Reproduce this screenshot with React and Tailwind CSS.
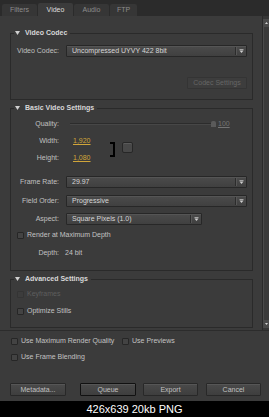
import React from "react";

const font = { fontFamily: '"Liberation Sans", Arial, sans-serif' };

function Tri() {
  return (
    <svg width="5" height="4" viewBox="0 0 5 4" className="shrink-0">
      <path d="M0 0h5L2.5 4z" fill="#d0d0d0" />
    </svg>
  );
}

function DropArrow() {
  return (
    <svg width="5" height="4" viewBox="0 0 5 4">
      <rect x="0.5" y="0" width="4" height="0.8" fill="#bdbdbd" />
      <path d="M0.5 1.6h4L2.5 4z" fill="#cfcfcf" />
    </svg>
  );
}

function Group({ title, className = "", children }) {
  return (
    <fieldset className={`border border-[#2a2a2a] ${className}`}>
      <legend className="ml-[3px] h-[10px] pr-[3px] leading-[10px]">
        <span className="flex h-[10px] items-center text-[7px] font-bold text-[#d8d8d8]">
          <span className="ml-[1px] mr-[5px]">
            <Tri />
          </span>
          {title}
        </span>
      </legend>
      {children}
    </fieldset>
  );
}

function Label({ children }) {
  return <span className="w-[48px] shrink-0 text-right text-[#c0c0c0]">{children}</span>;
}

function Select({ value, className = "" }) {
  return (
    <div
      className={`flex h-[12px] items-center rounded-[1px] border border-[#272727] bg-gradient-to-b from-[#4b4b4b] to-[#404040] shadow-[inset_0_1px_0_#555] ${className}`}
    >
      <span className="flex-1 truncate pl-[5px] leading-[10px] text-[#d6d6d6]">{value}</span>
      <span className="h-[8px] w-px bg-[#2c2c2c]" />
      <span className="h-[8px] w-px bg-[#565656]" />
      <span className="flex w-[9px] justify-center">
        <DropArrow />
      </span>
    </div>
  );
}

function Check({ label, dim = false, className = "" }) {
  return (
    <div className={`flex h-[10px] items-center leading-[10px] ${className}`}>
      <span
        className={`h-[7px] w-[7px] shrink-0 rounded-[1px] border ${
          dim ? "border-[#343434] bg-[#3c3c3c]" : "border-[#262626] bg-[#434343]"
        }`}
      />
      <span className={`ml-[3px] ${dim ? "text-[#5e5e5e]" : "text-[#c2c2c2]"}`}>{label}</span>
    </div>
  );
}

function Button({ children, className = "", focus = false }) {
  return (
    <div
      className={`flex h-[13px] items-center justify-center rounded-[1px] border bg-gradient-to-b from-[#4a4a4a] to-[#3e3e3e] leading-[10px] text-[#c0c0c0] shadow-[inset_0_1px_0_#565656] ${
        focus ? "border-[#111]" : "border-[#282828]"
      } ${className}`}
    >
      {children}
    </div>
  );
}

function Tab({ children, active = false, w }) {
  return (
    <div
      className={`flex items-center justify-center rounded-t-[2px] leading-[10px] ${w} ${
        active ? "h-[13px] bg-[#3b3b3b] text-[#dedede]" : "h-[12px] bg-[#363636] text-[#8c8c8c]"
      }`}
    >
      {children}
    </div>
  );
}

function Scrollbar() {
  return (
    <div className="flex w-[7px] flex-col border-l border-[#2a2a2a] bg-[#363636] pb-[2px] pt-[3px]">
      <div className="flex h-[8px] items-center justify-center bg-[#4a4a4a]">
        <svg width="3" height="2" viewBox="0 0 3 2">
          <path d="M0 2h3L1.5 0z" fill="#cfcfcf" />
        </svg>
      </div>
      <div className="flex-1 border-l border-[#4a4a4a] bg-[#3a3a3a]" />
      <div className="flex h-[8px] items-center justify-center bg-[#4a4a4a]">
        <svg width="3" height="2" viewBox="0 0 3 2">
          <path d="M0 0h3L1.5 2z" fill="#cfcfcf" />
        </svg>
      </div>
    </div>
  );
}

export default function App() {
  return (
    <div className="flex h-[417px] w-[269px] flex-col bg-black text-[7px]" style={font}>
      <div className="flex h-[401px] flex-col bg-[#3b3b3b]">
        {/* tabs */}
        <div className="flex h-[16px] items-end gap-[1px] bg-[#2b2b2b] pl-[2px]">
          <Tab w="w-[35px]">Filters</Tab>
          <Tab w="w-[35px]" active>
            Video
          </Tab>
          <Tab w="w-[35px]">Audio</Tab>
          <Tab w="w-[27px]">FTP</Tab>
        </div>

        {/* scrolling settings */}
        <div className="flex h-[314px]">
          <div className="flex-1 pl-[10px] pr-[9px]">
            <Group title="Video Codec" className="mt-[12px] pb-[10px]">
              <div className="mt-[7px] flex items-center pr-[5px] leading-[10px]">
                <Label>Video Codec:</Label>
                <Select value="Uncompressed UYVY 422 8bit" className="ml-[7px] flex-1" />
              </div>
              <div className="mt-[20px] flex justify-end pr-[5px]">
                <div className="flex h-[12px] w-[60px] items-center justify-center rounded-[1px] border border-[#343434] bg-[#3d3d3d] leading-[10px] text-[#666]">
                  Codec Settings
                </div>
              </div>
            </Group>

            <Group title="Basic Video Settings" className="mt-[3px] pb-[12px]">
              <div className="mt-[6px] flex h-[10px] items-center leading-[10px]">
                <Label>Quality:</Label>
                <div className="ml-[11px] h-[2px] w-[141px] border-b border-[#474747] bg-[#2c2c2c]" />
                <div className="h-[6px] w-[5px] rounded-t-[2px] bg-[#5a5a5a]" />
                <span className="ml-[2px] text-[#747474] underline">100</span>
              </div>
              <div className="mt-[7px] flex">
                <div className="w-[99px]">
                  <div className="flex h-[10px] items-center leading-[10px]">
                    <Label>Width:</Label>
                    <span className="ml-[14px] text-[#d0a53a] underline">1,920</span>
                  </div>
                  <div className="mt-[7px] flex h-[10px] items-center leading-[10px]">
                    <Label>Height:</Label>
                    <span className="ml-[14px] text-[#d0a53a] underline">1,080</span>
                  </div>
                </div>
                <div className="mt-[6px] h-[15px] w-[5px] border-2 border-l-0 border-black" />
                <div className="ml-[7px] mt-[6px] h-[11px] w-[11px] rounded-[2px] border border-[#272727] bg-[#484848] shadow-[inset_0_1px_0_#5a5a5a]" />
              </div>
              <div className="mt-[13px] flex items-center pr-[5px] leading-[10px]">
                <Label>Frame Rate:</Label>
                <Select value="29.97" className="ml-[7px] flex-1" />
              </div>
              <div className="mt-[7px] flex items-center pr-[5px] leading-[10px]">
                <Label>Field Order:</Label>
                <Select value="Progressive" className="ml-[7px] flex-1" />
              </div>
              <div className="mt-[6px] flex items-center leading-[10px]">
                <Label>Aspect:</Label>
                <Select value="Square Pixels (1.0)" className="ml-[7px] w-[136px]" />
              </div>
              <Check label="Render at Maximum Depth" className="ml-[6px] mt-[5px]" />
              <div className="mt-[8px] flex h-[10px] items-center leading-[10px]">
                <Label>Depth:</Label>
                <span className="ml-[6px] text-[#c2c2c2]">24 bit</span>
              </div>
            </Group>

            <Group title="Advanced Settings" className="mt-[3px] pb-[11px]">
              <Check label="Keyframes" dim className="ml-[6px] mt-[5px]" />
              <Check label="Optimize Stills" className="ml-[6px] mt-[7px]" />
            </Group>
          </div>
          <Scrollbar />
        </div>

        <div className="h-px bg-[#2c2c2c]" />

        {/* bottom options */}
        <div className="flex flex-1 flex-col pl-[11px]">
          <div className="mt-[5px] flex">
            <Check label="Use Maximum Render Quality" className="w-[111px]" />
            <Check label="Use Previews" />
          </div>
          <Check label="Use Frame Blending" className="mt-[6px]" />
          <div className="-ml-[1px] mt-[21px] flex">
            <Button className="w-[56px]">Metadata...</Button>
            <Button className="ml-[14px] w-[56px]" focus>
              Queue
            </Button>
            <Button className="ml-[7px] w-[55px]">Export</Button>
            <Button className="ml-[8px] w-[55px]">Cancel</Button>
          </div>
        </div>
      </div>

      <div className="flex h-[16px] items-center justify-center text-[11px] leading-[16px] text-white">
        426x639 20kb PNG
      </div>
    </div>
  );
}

--------------------------------

--- AIM ---
Show, from the listing above, each line that contains the word "React".

--- RESPONSE FOR THIS EXERCISE ---
Reproduce this screenshot with React and Tailwind CSS.
import React from "react";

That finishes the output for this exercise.